## The task
Your task is to transcribe all of the data below exactly, omitting the images.

## Dataset extract
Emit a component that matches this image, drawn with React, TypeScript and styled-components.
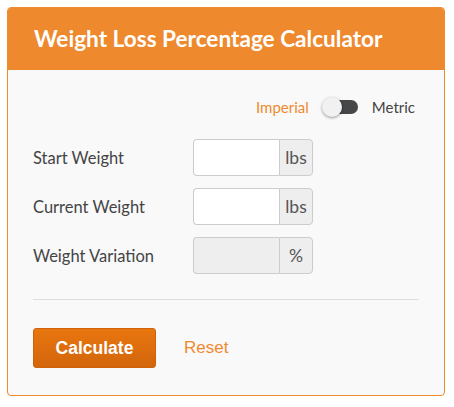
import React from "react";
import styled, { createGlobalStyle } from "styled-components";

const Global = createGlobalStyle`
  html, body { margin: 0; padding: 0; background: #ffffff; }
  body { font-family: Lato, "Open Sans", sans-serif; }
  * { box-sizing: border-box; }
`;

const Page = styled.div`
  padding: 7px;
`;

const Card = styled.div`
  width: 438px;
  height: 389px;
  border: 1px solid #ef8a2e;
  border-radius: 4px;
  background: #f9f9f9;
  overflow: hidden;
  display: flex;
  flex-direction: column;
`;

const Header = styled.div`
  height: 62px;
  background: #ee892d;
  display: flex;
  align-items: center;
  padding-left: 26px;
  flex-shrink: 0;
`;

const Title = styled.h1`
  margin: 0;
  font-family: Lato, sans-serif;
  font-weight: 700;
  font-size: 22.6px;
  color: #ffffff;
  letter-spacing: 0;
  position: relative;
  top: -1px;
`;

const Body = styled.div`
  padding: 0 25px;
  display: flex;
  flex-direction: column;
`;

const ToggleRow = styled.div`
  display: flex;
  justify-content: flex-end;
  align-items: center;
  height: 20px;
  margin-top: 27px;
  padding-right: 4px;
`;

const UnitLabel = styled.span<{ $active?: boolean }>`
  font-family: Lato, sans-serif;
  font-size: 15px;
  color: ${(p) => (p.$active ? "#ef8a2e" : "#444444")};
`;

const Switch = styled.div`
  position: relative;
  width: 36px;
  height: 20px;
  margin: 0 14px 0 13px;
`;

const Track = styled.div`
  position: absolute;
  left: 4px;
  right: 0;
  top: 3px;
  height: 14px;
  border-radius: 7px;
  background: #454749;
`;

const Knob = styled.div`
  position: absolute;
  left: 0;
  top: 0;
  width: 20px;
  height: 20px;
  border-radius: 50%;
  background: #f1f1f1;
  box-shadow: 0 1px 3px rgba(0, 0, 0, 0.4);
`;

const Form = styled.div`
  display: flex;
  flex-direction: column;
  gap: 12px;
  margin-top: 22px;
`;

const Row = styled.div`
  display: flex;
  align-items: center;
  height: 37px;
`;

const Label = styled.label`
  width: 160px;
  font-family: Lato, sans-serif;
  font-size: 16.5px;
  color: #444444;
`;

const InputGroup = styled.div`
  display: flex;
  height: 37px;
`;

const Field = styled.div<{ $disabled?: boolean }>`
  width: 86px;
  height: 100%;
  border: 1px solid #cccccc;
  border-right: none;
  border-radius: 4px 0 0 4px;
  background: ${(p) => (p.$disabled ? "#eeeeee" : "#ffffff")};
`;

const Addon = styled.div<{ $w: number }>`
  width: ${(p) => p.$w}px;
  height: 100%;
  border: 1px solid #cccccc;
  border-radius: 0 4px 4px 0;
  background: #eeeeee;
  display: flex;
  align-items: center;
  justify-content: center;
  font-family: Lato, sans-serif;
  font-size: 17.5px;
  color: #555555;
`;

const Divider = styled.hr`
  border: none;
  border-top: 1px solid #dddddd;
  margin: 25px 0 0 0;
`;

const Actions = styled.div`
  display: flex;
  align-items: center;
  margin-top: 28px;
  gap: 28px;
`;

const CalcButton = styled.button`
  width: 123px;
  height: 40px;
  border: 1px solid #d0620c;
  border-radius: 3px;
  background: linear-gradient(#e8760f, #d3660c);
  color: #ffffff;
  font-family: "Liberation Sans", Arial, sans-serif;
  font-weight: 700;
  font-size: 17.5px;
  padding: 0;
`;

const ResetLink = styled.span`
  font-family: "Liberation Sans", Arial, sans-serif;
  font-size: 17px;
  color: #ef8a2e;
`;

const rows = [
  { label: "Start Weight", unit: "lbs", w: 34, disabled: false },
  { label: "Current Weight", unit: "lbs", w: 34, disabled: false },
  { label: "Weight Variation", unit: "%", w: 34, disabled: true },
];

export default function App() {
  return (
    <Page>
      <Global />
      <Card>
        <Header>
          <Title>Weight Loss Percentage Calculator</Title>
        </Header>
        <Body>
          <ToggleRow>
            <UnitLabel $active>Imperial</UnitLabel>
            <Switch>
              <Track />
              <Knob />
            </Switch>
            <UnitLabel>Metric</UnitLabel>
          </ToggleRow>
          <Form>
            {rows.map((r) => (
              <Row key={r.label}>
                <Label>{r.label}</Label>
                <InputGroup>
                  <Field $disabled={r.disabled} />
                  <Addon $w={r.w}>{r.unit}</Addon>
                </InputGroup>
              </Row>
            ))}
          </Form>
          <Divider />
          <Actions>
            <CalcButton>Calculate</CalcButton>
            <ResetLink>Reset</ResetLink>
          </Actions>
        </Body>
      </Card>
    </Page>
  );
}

## Response
Emit a component that matches this image, drawn with React, TypeScript and styled-components.
import React from "react";
import styled, { createGlobalStyle } from "styled-components";

const Global = createGlobalStyle`
  html, body { margin: 0; padding: 0; background: #ffffff; }
  body { font-family: Lato, "Open Sans", sans-serif; }
  * { box-sizing: border-box; }
`;

const Page = styled.div`
  padding: 7px;
`;

const Card = styled.div`
  width: 438px;
  height: 389px;
  border: 1px solid #ef8a2e;
  border-radius: 4px;
  background: #f9f9f9;
  overflow: hidden;
  display: flex;
  flex-direction: column;
`;

const Header = styled.div`
  height: 62px;
  background: #ee892d;
  display: flex;
  align-items: center;
  padding-left: 26px;
  flex-shrink: 0;
`;

const Title = styled.h1`
  margin: 0;
  font-family: Lato, sans-serif;
  font-weight: 700;
  font-size: 22.6px;
  color: #ffffff;
  letter-spacing: 0;
  position: relative;
  top: -1px;
`;

const Body = styled.div`
  padding: 0 25px;
  display: flex;
  flex-direction: column;
`;

const ToggleRow = styled.div`
  display: flex;
  justify-content: flex-end;
  align-items: center;
  height: 20px;
  margin-top: 27px;
  padding-right: 4px;
`;

const UnitLabel = styled.span<{ $active?: boolean }>`
  font-family: Lato, sans-serif;
  font-size: 15px;
  color: ${(p) => (p.$active ? "#ef8a2e" : "#444444")};
`;

const Switch = styled.div`
  position: relative;
  width: 36px;
  height: 20px;
  margin: 0 14px 0 13px;
`;

const Track = styled.div`
  position: absolute;
  left: 4px;
  right: 0;
  top: 3px;
  height: 14px;
  border-radius: 7px;
  background: #454749;
`;

const Knob = styled.div`
  position: absolute;
  left: 0;
  top: 0;
  width: 20px;
  height: 20px;
  border-radius: 50%;
  background: #f1f1f1;
  box-shadow: 0 1px 3px rgba(0, 0, 0, 0.4);
`;

const Form = styled.div`
  display: flex;
  flex-direction: column;
  gap: 12px;
  margin-top: 22px;
`;

const Row = styled.div`
  display: flex;
  align-items: center;
  height: 37px;
`;

const Label = styled.label`
  width: 160px;
  font-family: Lato, sans-serif;
  font-size: 16.5px;
  color: #444444;
`;

const InputGroup = styled.div`
  display: flex;
  height: 37px;
`;

const Field = styled.div<{ $disabled?: boolean }>`
  width: 86px;
  height: 100%;
  border: 1px solid #cccccc;
  border-right: none;
  border-radius: 4px 0 0 4px;
  background: ${(p) => (p.$disabled ? "#eeeeee" : "#ffffff")};
`;

const Addon = styled.div<{ $w: number }>`
  width: ${(p) => p.$w}px;
  height: 100%;
  border: 1px solid #cccccc;
  border-radius: 0 4px 4px 0;
  background: #eeeeee;
  display: flex;
  align-items: center;
  justify-content: center;
  font-family: Lato, sans-serif;
  font-size: 17.5px;
  color: #555555;
`;

const Divider = styled.hr`
  border: none;
  border-top: 1px solid #dddddd;
  margin: 25px 0 0 0;
`;

const Actions = styled.div`
  display: flex;
  align-items: center;
  margin-top: 28px;
  gap: 28px;
`;

const CalcButton = styled.button`
  width: 123px;
  height: 40px;
  border: 1px solid #d0620c;
  border-radius: 3px;
  background: linear-gradient(#e8760f, #d3660c);
  color: #ffffff;
  font-family: "Liberation Sans", Arial, sans-serif;
  font-weight: 700;
  font-size: 17.5px;
  padding: 0;
`;

const ResetLink = styled.span`
  font-family: "Liberation Sans", Arial, sans-serif;
  font-size: 17px;
  color: #ef8a2e;
`;

const rows = [
  { label: "Start Weight", unit: "lbs", w: 34, disabled: false },
  { label: "Current Weight", unit: "lbs", w: 34, disabled: false },
  { label: "Weight Variation", unit: "%", w: 34, disabled: true },
];

export default function App() {
  return (
    <Page>
      <Global />
      <Card>
        <Header>
          <Title>Weight Loss Percentage Calculator</Title>
        </Header>
        <Body>
          <ToggleRow>
            <UnitLabel $active>Imperial</UnitLabel>
            <Switch>
              <Track />
              <Knob />
            </Switch>
            <UnitLabel>Metric</UnitLabel>
          </ToggleRow>
          <Form>
            {rows.map((r) => (
              <Row key={r.label}>
                <Label>{r.label}</Label>
                <InputGroup>
                  <Field $disabled={r.disabled} />
                  <Addon $w={r.w}>{r.unit}</Addon>
                </InputGroup>
              </Row>
            ))}
          </Form>
          <Divider />
          <Actions>
            <CalcButton>Calculate</CalcButton>
            <ResetLink>Reset</ResetLink>
          </Actions>
        </Body>
      </Card>
    </Page>
  );
}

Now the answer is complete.